On Thursday, September 21, 2006, at 01:28PM, Yves de Champlain <yves@macports.org> wrote:
Le 06-09-21 à 04:15, Ronald Oussoren a écrit :
On Thursday, September 21, 2006, at 09:45AM, Mark Duling <mark.duling@biola.edu> wrote:
The file the port tries to download isn't the maintained copy of libffi. I've fully integrated the libffi build into the PyObjC build and we no longer distribute a current standalone copy of libffi.
gcc also provides its own and I see this port more like a potential source of troubles than anything else.
So am I hearing "this port is broke and will never work and should be deleted"? Or is it more a "wait and see and let it hang around for awhile more" type of thing. I hate to have ports in the tree that will never work because it causes confusion and bugs to be filed.
A port that works from the copy of libffi that is distributed by the PyObjC project is less than optimal. That version does not, and will never, support darwin/x86. That's nothing that can't be fixed through patches of course ;-)
All I know about ppc/x86 is that gnustep use ffi on ppc and ffcall on x86. I think gcc does not install ffi on x86.
AFAIK the libffi in GCC's tree does not yet support darwin/x86, it does support linux/x86 (and loads of other platforms).

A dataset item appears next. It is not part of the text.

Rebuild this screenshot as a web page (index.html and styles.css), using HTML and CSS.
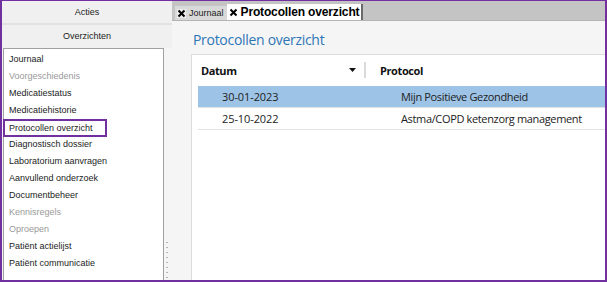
FILE: index.html
```html
<!DOCTYPE html>
<html lang="nl">
<head>
    <meta charset="UTF-8">
    <meta name="viewport" content="width=device-width, initial-scale=1.0">
    <title>Protocollen overzicht</title>
    <link rel="stylesheet" href="styles.css">
</head>
<body>
<div class="frame">
    <aside class="side">
        <div class="side_head side_head_top">Acties</div>
        <div class="side_head">Overzichten</div>
        <div class="side_body">
            <ul class="nav_list">
                <li>Journaal</li>
                <li class="off">Voorgeschiedenis</li>
                <li>Medicatiestatus</li>
                <li>Medicatiehistorie</li>
                <li class="mark">Protocollen overzicht</li>
                <li>Diagnostisch dossier</li>
                <li>Laboratorium aanvragen</li>
                <li>Aanvullend onderzoek</li>
                <li>Documentbeheer</li>
                <li class="off">Kennisregels</li>
                <li class="off">Oproepen</li>
                <li>Patiënt actielijst</li>
                <li>Patiënt communicatie</li>
            </ul>
            <div class="grip">
                <span></span><span></span><span></span><span></span>
                <span></span><span></span><span></span><span></span>
            </div>
        </div>
    </aside>
    <main class="work">
        <div class="tabs">
            <div class="tab">
                <svg class="tab_x" width="9" height="9" viewBox="0 0 9 9"><rect width="9" height="9" fill="#ececec"/><path d="M1.5 1.5L7.5 7.5M7.5 1.5L1.5 7.5" stroke="#000" stroke-width="2" fill="none"/></svg>
                <span>Journaal</span>
            </div>
            <div class="tab tab_active">
                <svg class="tab_x" width="9" height="9" viewBox="0 0 9 9"><path d="M1.5 1.5L7.5 7.5M7.5 1.5L1.5 7.5" stroke="#000" stroke-width="2" fill="none"/></svg>
                <span>Protocollen overzicht</span>
            </div>
        </div>
        <div class="pane">
            <h1 class="pane_title">Protocollen overzicht</h1>
            <div class="grid_box">
                <div class="grid_head">
                    <div class="col_date">
                        <span>Datum</span>
                        <svg class="sort" width="7" height="4" viewBox="0 0 7 4"><path d="M0 0H7L3.5 4Z" fill="#111"/></svg>
                        <span class="sep"></span>
                    </div>
                    <div class="col_prot">Protocol</div>
                </div>
                <div class="grid_row row_sel">
                    <div class="col_date">30-01-2023</div>
                    <div class="col_prot">Mijn Positieve Gezondheid</div>
                </div>
                <div class="grid_row">
                    <div class="col_date">25-10-2022</div>
                    <div class="col_prot">Astma/COPD ketenzorg management</div>
                </div>
            </div>
        </div>
    </main>
</div>
</body>
</html>
```

FILE: styles.css
```css
*{
    box-sizing: border-box;
}
body{
    margin: 0;
    background-color: #ffffff;
    font-family: "Liberation Sans", Arial, sans-serif;
    font-size: 9px;
    color: #1c1c1c;
}
.frame{
    width: 607px;
    height: 282px;
    display: flex;
    border: 2px solid #7030a0;
    border-top-width: 1px;
    background-color: #f5f5f5;
}
.side{
    width: 170px;
    display: flex;
    flex-direction: column;
}
.side_head{
    height: 23px;
    line-height: 23px;
    text-align: center;
    background-color: #f0f0f0;
}
.side_head_top{
    height: 24px;
    line-height: 22px;
    border-bottom: 2px solid #e2e2e2;
}
.side_body{
    flex: 1;
    display: flex;
}
.nav_list{
    width: 161px;
    margin: 0 0 0 1px;
    padding: 2px 0 0 0;
    list-style: none;
    background-color: #ffffff;
    border: 1px solid #a0a0a0;
    border-bottom: none;
}
.nav_list li{
    height: 17px;
    line-height: 17px;
    padding-left: 5px;
    white-space: nowrap;
}
.nav_list .off{
    color: #9a9a9a;
}
.nav_list .mark{
    width: 104px;
    height: 18px;
    line-height: 14px;
    margin: 0 0 -1px -1px;
    padding-left: 4px;
    border: 2px solid #7030a0;
}
.grip{
    flex: 1;
    display: flex;
    flex-direction: column;
    justify-content: flex-end;
    gap: 4px;
    padding: 0 0 2px 2px;
}
.grip span{
    width: 2px;
    height: 1px;
    background-color: #b5b5b5;
}
.work{
    flex: 1;
    display: flex;
    flex-direction: column;
}
.tabs{
    height: 20px;
    display: flex;
    align-items: flex-end;
    padding-left: 3px;
    background-color: #c4c4c4;
    border-bottom: 1px solid #b4b4b4;
}
.tab{
    height: 14px;
    display: flex;
    align-items: center;
    gap: 3px;
    padding: 0 3px 0 2px;
    font-size: 9px;
    background-color: #d9d9d9;
}
.tab_active{
    height: 16px;
    gap: 3px;
    padding: 0 2px 0 2px;
    font-size: 12px;
    font-weight: bold;
    letter-spacing: -0.15px;
    color: #000000;
    background-color: #ffffff;
    border-right: 2px solid #6a6a6a;
}
.tab_x{
    flex: none;
}
.pane{
    flex: 1;
    display: flex;
    flex-direction: column;
    padding-left: 19px;
}
.pane_title{
    height: 33px;
    margin: 0;
    padding: 9px 0 0 2px;
    font-family: "Open Sans", sans-serif;
    font-size: 14px;
    font-weight: normal;
    letter-spacing: -0.3px;
    line-height: 20px;
    color: #2e75b6;
}
.grid_box{
    flex: 1;
    padding: 6px 0 0 6px;
    background-color: #ffffff;
    border-top: 1px solid #dcdcdc;
    border-left: 1px solid #dcdcdc;
    font-family: "Open Sans", sans-serif;
    font-size: 11px;
    color: #222222;
}
.grid_head{
    height: 18px;
    display: flex;
    align-items: center;
    margin-bottom: 7px;
    font-weight: bold;
    letter-spacing: -0.4px;
    color: #111111;
}
.grid_head .col_date{
    display: flex;
    align-items: center;
    padding-left: 3px;
}
.sort{
    margin-left: auto;
}
.sep{
    width: 2px;
    height: 16px;
    margin-left: 8px;
    background-color: #dadada;
}
.grid_head .col_prot{
    padding-left: 14px;
}
.col_date{
    width: 168px;
    flex: none;
}
.grid_row{
    height: 22px;
    display: flex;
    align-items: center;
    border-bottom: 1px solid #e2e2e2;
}
.grid_row .col_date{
    padding-left: 24px;
    letter-spacing: -0.1px;
}
.grid_row .col_prot{
    padding-left: 35px;
    letter-spacing: -0.35px;
}
.row_sel{
    background-color: #9dc3e6;
}
```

The problem here is that Apple has choosen to use an x86 ABI that is slightly different from the default SYSV ABI on x86, probably because they can generate better code with the darwin/x86 ABI. The version of libffi that is shipped in recent pyobjc releases and the pyobjc repository does support darwin/x86, but has a build procedure that is fully integrated with the pyobjc one. Someone that knows how to program C could IMHO easily extract darwin/x86 support from the PyObjC tree and create a standalone version of libffi that supports both darwin/ppc and darwin/x86. Ronald P.S. The last time I looked at GCC's copy of libffi is several months ago, things may have changed since then.